▶ **To do**: Omit the pictures, then write out every entry exactly as it reads.

▶ **Data supplied**:
-*-

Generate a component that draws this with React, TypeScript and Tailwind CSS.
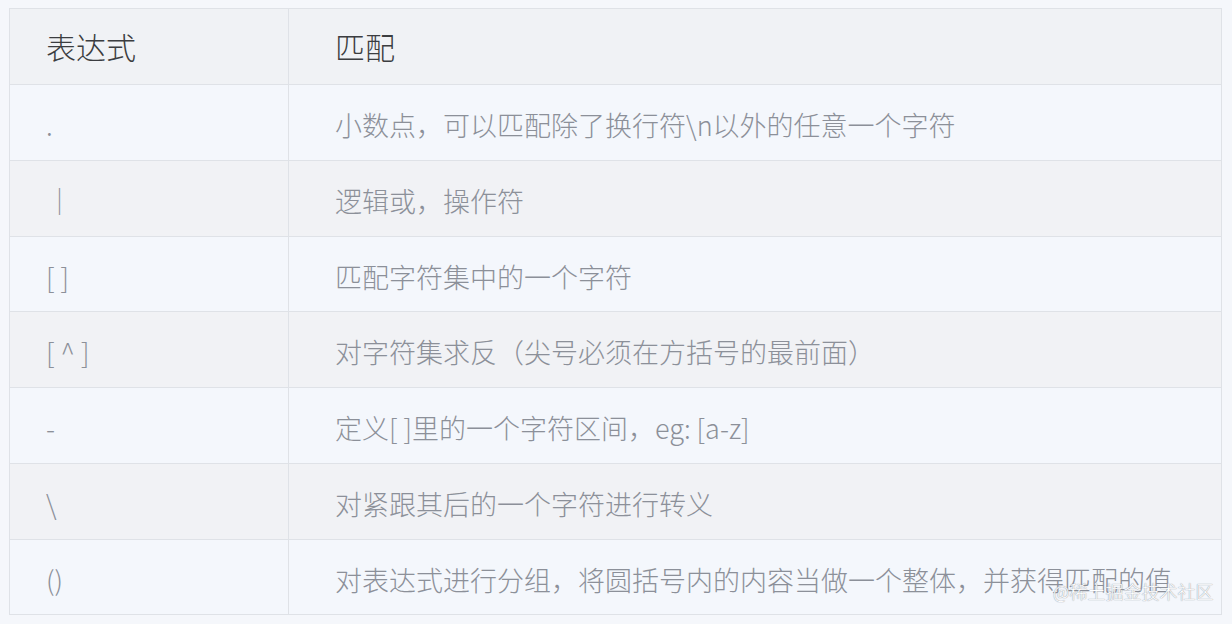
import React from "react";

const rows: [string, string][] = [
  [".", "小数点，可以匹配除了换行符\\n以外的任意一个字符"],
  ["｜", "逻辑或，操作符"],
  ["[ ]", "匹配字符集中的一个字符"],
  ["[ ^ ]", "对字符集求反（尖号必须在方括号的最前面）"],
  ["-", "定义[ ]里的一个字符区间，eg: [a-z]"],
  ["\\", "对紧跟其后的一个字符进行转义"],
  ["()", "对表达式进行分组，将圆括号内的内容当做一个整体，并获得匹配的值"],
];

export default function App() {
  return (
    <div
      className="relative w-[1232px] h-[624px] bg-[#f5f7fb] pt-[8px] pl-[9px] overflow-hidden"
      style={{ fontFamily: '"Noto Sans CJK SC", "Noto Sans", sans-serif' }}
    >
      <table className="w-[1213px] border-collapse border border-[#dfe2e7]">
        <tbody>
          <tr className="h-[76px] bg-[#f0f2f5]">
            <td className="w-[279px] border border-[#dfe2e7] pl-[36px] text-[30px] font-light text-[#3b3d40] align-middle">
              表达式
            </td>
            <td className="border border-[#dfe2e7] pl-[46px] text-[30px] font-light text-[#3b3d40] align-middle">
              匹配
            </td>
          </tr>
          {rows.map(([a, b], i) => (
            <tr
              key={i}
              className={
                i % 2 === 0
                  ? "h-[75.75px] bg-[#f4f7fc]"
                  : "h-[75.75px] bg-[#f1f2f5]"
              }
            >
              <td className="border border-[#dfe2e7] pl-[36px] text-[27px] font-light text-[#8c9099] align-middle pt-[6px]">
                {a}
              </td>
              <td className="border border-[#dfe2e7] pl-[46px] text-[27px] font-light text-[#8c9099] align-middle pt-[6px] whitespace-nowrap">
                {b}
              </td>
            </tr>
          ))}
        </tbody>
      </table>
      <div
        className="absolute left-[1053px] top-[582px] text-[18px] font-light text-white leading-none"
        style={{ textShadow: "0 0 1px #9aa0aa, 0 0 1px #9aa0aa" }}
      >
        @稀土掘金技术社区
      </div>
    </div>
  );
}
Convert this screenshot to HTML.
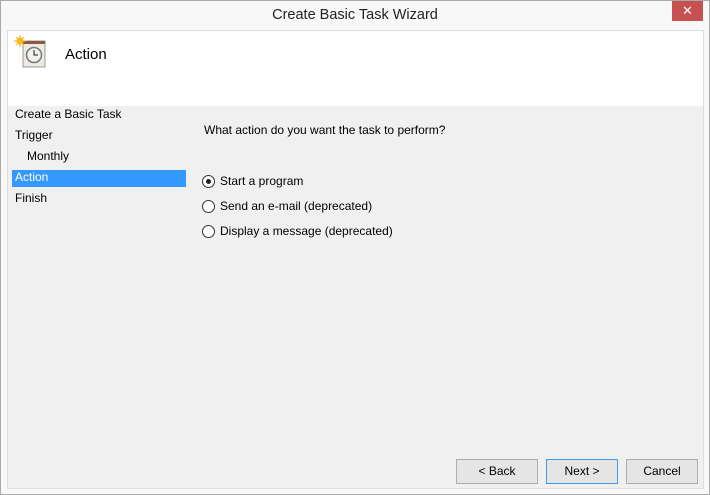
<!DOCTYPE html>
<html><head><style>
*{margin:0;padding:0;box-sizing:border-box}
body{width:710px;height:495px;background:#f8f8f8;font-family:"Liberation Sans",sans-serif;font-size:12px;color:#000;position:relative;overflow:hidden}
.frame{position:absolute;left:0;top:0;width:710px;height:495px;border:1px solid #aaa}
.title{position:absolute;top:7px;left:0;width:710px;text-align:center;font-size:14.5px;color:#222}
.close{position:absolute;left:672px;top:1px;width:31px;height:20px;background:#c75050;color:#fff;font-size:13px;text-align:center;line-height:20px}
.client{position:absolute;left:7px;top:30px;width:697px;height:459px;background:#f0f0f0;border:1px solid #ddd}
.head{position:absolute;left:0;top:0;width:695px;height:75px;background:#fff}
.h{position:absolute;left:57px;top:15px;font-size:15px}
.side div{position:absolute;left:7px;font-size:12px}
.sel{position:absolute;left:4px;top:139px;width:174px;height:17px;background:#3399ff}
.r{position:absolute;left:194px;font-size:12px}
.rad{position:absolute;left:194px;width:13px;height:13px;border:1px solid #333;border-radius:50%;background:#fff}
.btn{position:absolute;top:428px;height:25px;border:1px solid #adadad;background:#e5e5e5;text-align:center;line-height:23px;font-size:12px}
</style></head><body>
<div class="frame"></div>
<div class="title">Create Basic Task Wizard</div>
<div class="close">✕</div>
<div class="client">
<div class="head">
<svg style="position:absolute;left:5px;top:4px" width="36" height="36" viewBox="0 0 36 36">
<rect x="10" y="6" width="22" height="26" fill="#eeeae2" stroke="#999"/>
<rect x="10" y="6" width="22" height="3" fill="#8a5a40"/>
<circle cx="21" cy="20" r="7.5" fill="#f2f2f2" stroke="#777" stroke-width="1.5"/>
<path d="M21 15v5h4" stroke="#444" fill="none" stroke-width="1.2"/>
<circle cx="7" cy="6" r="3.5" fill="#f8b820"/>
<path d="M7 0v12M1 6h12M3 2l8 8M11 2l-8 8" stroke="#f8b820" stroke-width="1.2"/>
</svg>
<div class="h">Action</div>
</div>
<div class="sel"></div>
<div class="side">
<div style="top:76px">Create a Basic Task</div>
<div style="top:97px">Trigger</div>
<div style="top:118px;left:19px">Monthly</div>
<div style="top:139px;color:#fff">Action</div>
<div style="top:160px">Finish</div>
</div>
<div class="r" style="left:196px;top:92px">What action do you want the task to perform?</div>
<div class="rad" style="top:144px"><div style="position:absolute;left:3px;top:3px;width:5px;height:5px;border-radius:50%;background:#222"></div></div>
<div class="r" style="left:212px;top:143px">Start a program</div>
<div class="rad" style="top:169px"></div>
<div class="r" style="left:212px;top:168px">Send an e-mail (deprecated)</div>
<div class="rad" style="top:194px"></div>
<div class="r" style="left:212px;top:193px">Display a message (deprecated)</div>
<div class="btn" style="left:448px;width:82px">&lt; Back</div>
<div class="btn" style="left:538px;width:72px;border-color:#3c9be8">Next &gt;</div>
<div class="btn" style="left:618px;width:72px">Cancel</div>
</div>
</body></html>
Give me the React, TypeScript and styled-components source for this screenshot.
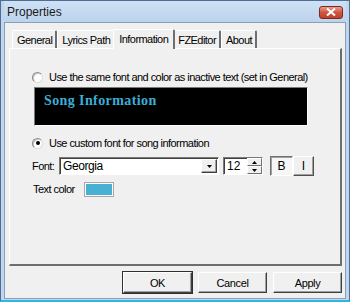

-*-

▶ **Finished exercise**:
Generate a component that draws this with React, TypeScript and Tailwind CSS.
import React from "react";

const rows: [string, string][] = [
  [".", "小数点，可以匹配除了换行符\\n以外的任意一个字符"],
  ["｜", "逻辑或，操作符"],
  ["[ ]", "匹配字符集中的一个字符"],
  ["[ ^ ]", "对字符集求反（尖号必须在方括号的最前面）"],
  ["-", "定义[ ]里的一个字符区间，eg: [a-z]"],
  ["\\", "对紧跟其后的一个字符进行转义"],
  ["()", "对表达式进行分组，将圆括号内的内容当做一个整体，并获得匹配的值"],
];

export default function App() {
  return (
    <div
      className="relative w-[1232px] h-[624px] bg-[#f5f7fb] pt-[8px] pl-[9px] overflow-hidden"
      style={{ fontFamily: '"Noto Sans CJK SC", "Noto Sans", sans-serif' }}
    >
      <table className="w-[1213px] border-collapse border border-[#dfe2e7]">
        <tbody>
          <tr className="h-[76px] bg-[#f0f2f5]">
            <td className="w-[279px] border border-[#dfe2e7] pl-[36px] text-[30px] font-light text-[#3b3d40] align-middle">
              表达式
            </td>
            <td className="border border-[#dfe2e7] pl-[46px] text-[30px] font-light text-[#3b3d40] align-middle">
              匹配
            </td>
          </tr>
          {rows.map(([a, b], i) => (
            <tr
              key={i}
              className={
                i % 2 === 0
                  ? "h-[75.75px] bg-[#f4f7fc]"
                  : "h-[75.75px] bg-[#f1f2f5]"
              }
            >
              <td className="border border-[#dfe2e7] pl-[36px] text-[27px] font-light text-[#8c9099] align-middle pt-[6px]">
                {a}
              </td>
              <td className="border border-[#dfe2e7] pl-[46px] text-[27px] font-light text-[#8c9099] align-middle pt-[6px] whitespace-nowrap">
                {b}
              </td>
            </tr>
          ))}
        </tbody>
      </table>
      <div
        className="absolute left-[1053px] top-[582px] text-[18px] font-light text-white leading-none"
        style={{ textShadow: "0 0 1px #9aa0aa, 0 0 1px #9aa0aa" }}
      >
        @稀土掘金技术社区
      </div>
    </div>
  );
}
Convert this screenshot to HTML.
<!DOCTYPE html>
<html><head><style>
*{margin:0;padding:0;box-sizing:border-box}
body{width:710px;height:495px;background:#f8f8f8;font-family:"Liberation Sans",sans-serif;font-size:12px;color:#000;position:relative;overflow:hidden}
.frame{position:absolute;left:0;top:0;width:710px;height:495px;border:1px solid #aaa}
.title{position:absolute;top:7px;left:0;width:710px;text-align:center;font-size:14.5px;color:#222}
.close{position:absolute;left:672px;top:1px;width:31px;height:20px;background:#c75050;color:#fff;font-size:13px;text-align:center;line-height:20px}
.client{position:absolute;left:7px;top:30px;width:697px;height:459px;background:#f0f0f0;border:1px solid #ddd}
.head{position:absolute;left:0;top:0;width:695px;height:75px;background:#fff}
.h{position:absolute;left:57px;top:15px;font-size:15px}
.side div{position:absolute;left:7px;font-size:12px}
.sel{position:absolute;left:4px;top:139px;width:174px;height:17px;background:#3399ff}
.r{position:absolute;left:194px;font-size:12px}
.rad{position:absolute;left:194px;width:13px;height:13px;border:1px solid #333;border-radius:50%;background:#fff}
.btn{position:absolute;top:428px;height:25px;border:1px solid #adadad;background:#e5e5e5;text-align:center;line-height:23px;font-size:12px}
</style></head><body>
<div class="frame"></div>
<div class="title">Create Basic Task Wizard</div>
<div class="close">✕</div>
<div class="client">
<div class="head">
<svg style="position:absolute;left:5px;top:4px" width="36" height="36" viewBox="0 0 36 36">
<rect x="10" y="6" width="22" height="26" fill="#eeeae2" stroke="#999"/>
<rect x="10" y="6" width="22" height="3" fill="#8a5a40"/>
<circle cx="21" cy="20" r="7.5" fill="#f2f2f2" stroke="#777" stroke-width="1.5"/>
<path d="M21 15v5h4" stroke="#444" fill="none" stroke-width="1.2"/>
<circle cx="7" cy="6" r="3.5" fill="#f8b820"/>
<path d="M7 0v12M1 6h12M3 2l8 8M11 2l-8 8" stroke="#f8b820" stroke-width="1.2"/>
</svg>
<div class="h">Action</div>
</div>
<div class="sel"></div>
<div class="side">
<div style="top:76px">Create a Basic Task</div>
<div style="top:97px">Trigger</div>
<div style="top:118px;left:19px">Monthly</div>
<div style="top:139px;color:#fff">Action</div>
<div style="top:160px">Finish</div>
</div>
<div class="r" style="left:196px;top:92px">What action do you want the task to perform?</div>
<div class="rad" style="top:144px"><div style="position:absolute;left:3px;top:3px;width:5px;height:5px;border-radius:50%;background:#222"></div></div>
<div class="r" style="left:212px;top:143px">Start a program</div>
<div class="rad" style="top:169px"></div>
<div class="r" style="left:212px;top:168px">Send an e-mail (deprecated)</div>
<div class="rad" style="top:194px"></div>
<div class="r" style="left:212px;top:193px">Display a message (deprecated)</div>
<div class="btn" style="left:448px;width:82px">&lt; Back</div>
<div class="btn" style="left:538px;width:72px;border-color:#3c9be8">Next &gt;</div>
<div class="btn" style="left:618px;width:72px">Cancel</div>
</div>
</body></html>
Give me the React, TypeScript and styled-components source for this screenshot.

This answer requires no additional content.